Hidroponik, Aktivitas Bertani di Lahan Terbatas

Bantar Gebang bukanlah nama asing bagi masyarakat Jakarta karena di tempat itu berada Tempat Pengolahan Sampah Terpadu (TPST) yang menjadi tujuan akhir dari sampah para penduduk ibu kota.

Hidroponik, Aktivitas Bertani di Lahan Terbatas
Ilustrasi/Antara Foto

Penanaman tanpa tanah yang sudah ada bukanlah hal yang terlalu baru. Suku Aztec yang merupakan penduduk asli benua Amerika sudah terlebih dahulu mempraktikkan tenik pertanian tanpa media tanah asli dengan membangun Chinampa yaitu pulau buatan di atas danau air tawar atau seperti taman terapung.
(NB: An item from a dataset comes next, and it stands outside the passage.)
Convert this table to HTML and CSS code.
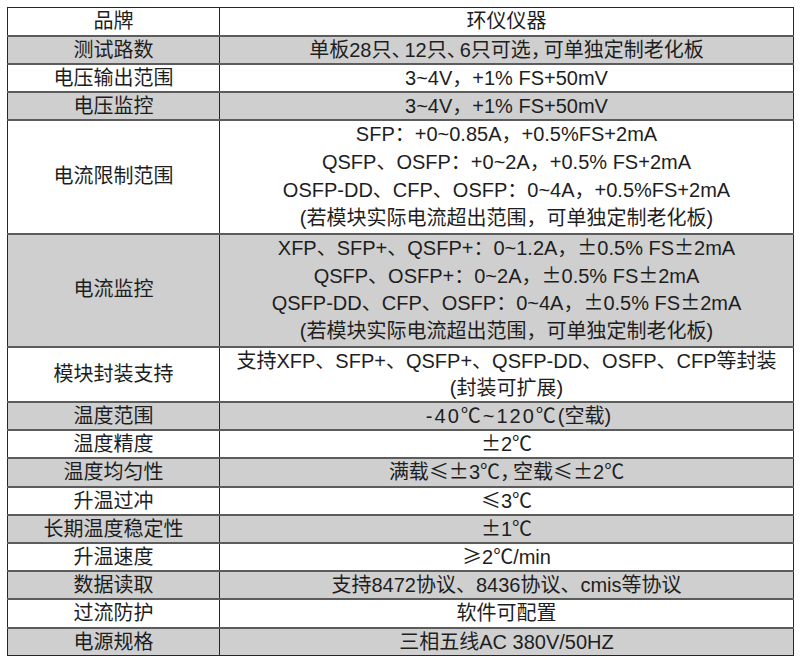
FILE: index.html
```html
<!DOCTYPE html>
<html lang="zh-CN">
<head>
<meta charset="utf-8">
<title>环仪仪器 参数表</title>
<link rel="stylesheet" href="styles.css">
</head>
<body>
<div class="page">
<table class="spec">
  <colgroup><col class="c-name"><col class="c-val"></colgroup>
  <tbody>
    <tr><td>品牌</td><td>环仪仪器</td></tr>
    <tr class="g"><td>测试路数</td><td>单板28只<span class="h">、</span>12只<span class="h">、</span>6只可选<span class="h">，</span>可单独定制老化板</td></tr>
    <tr><td>电压输出范围</td><td>3~4V，+1% FS+50mV</td></tr>
    <tr class="g"><td>电压监控</td><td>3~4V，+1% FS+50mV</td></tr>
    <tr class="l4"><td>电流限制范围</td><td>SFP：+0~0.85A，+0.5%FS+2mA<br>QSFP、OSFP：+0~2A，+0.5% FS+2mA<br>OSFP-DD、CFP、OSFP：0~4A，+0.5%FS+2mA<br>(若模块实际电流超出范围，可单独定制老化板)</td></tr>
    <tr class="g l4"><td>电流监控</td><td>XFP、SFP+、QSFP+：0~1.2A，<span class="s">±</span>0.5% FS<span class="s">±</span>2mA<br>QSFP、OSFP+：0~2A，<span class="s">±</span>0.5% FS<span class="s">±</span>2mA<br>QSFP-DD、CFP、OSFP：0~4A，<span class="s">±</span>0.5% FS<span class="s">±</span>2mA<br>(若模块实际电流超出范围，可单独定制老化板)</td></tr>
    <tr class="l2"><td>模块封装支持</td><td>支持XFP、SFP+、QSFP+、QSFP-DD、OSFP、CFP等封装<br>(封装可扩展)</td></tr>
    <tr class="g"><td>温度范围</td><td class="shift"><span class="wide">-40<span class="s">℃</span>~120<span class="s">℃</span></span>(空载)</td></tr>
    <tr><td>温度精度</td><td><span class="s">±</span>2<span class="s">℃</span></td></tr>
    <tr class="g"><td>温度均匀性</td><td>满载<span class="s">≤±</span>3<span class="s">℃</span><span class="h">，</span>空载<span class="s">≤±</span>2<span class="s">℃</span></td></tr>
    <tr><td>升温过冲</td><td><span class="s">≤</span>3<span class="s">℃</span></td></tr>
    <tr class="g"><td>长期温度稳定性</td><td><span class="s">±</span>1<span class="s">℃</span></td></tr>
    <tr><td>升温速度</td><td><span class="s">≥</span>2<span class="s">℃</span>/min</td></tr>
    <tr class="g"><td>数据读取</td><td>支持8472协议、8436协议、cmis等协议</td></tr>
    <tr><td>过流防护</td><td>软件可配置</td></tr>
    <tr class="g"><td>电源规格</td><td>三相五线AC 380V/50HZ</td></tr>
  </tbody>
</table>
</div>
</body>
</html>
```
FILE: styles.css
```css
html, body {
  margin: 0;
  padding: 0;
  background: #ffffff;
}
.page {
  padding: 7px;
}
.spec {
  border-collapse: collapse;
  width: 786px;
  table-layout: fixed;
  font-family: "Liberation Sans", "Noto Sans CJK SC", sans-serif;
  font-size: 20px;
  color: #1e1e1e;
}
.c-name { width: 212px; }
.c-val { width: 574px; }
.spec td {
  border-top: 2px solid #5c5c5c;
  border-bottom: 2px solid #5c5c5c;
  border-left: 1px solid #262626;
  border-right: 1px solid #262626;
  padding: 0;
  text-align: center;
  vertical-align: middle;
  line-height: 26.2px;
}
.spec tr:first-child td {
  border-top: 1px solid #262626;
  line-height: 26.7px;
}
.spec tr:last-child td {
  border-bottom: 1px solid #262626;
  line-height: 26.7px;
}
.spec tr.l4 td {
  line-height: 27.85px;
}
.spec tr.l2 td {
  line-height: 26.5px;
}
.spec tr.g td {
  background: #cfcfcf;
}
.s {
  font-family: "Noto Sans CJK SC", sans-serif;
  line-height: 1;
}
.h {
  font-family: "Noto Sans CJK SC", sans-serif;
  font-feature-settings: "halt" 1;
  letter-spacing: 3px;
  line-height: 1;
}
.spec td.shift {
  padding-left: 24px;
}
.wide {
  letter-spacing: 2px;
}
```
Suku kuno itu membangun petak-petak yang dipasang di dasar danau dan menjalin pagar di antara tiang-tiang tersebut. Area itu kemudian dipenuhi oleh lumpur kaya nutrisi dan dedaunan.

Namun, penelitian formal dan publikasi resmi tentang hidroponik baru dimulai pada abad ke-17 ketika Francis Bacon yang merupakan peneliti terkenal dari Inggris memulai penelitian tentang perkebunan tanpa tanah pada sekitar tahun 1620-an. Hasil penelitiannya sendiri dipublikasi setelah dia tiada pada 1627.

Setelah itu pada 1699, John Woodward menerbitkan hasil penelitiannya dengan menanam spearmint dengan budidaya memakai beberapa jenis air.

Pada 1929, William Gericke dari Universitas California di Berkeley, Amerika Serikat mulai mempromosikan hidroponik untuk pertanian komersial, menggunakan proses yang disebutnya sebagai aquaculture atau budidaya perairan. Namun istilah itu diubah karena aquaculture sudah digunakan untuk studi tentang organisme air.

Dua peneliti dari Berkeley, Dennis Hoagland and Daniel Arnon kemudian mengembangkan studi William Gericke dan pada 1938 menerbitkan "The Water Culture Method for Growing Plants Without Soil" yang fokus tentang metode budidaya air untuk menumbuhkan tanaman tanpa tanah.

Gericke kemudian juga mempublikasikan tulisan berjudul "Complete Guide to Soilless Gardening" pada 1940 yang membahas secara lengkap teknik, media, nustrisi dan langkah-langkah melakukan hidroponik.